Philopoemen

Plutarch

Plutarch. Plutarch's Lives, Vol. X. Perrin, Bernadotte, translator. Cambridge, MA: Harvard University Press; London: William Heinemann Ltd., 1921.

For he was averse to inactivity, and wished to keep his skill as a commander in war, like any other possession, all the while in use and exercise. And he made this evident by what he once said about King Ptolemy. When certain persons were extolling that monarch because he carefully drilled his army day by day, and carefully and laboriously exercised himself in arms, And yet who, said Philopoemen, can admire a king of his years for always practising but never performing anything?

The Megalopolitans, nevertheless, were displeased at this absence, and looking upon it in the light of a betrayal, undertook to make him an exile; but the Achaeans prevented this by sending to Megalopolis Aristaenus, their commander-in-chief, who, although politically at variance with Philopoemen, would not suffer sentence of condemnation to be passed upon him.

In consequence of this displeasure, Philopoemen was ignored by his fellow-citizens, and therefore induced many of their outlying villages to secede from them, instructing them to say that they did not belong to the city and were not under their rule; and when they made this plea, he openly supported them in their contention and helped them to raise a faction against the city in the assembly of the Achaeans.

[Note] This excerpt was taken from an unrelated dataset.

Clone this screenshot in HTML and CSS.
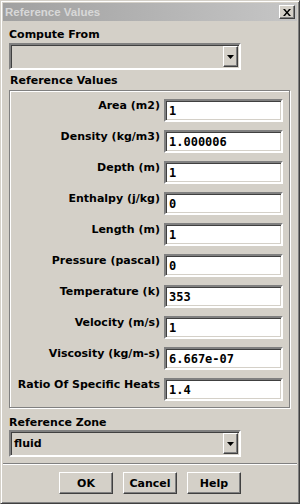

This, however, was at a later time.

In Crete he waged war in the service of the Gortynians; not the straightforward and honourable warfare of a Peloponnesian and Arcadian, but one in which he adopted the Cretan practices, and turning their tricks and wiles and stolen marches and ambuscades against themselves, speedily showed them that they were children opposing foolish and vain mischievousness to genuine military experience.

Having thus won admiration, and having come back to Peloponnesus with a brilliant reputation from his exploits in Crete, he found that Philip had been defeated and subdued by Titus Flamininus,[*](In the battle of Cynoscephalae, 197 B.C. See the Flamininus, xiii. ) and that the Achaeans and the Romans were waging war upon Nabis. He was at once chosen general against Nabis, and by hazarding the issue on a naval battle would seem to have fared as Epaminondas once did, since he fought on the sea in a manner which fell far short of his great reputation.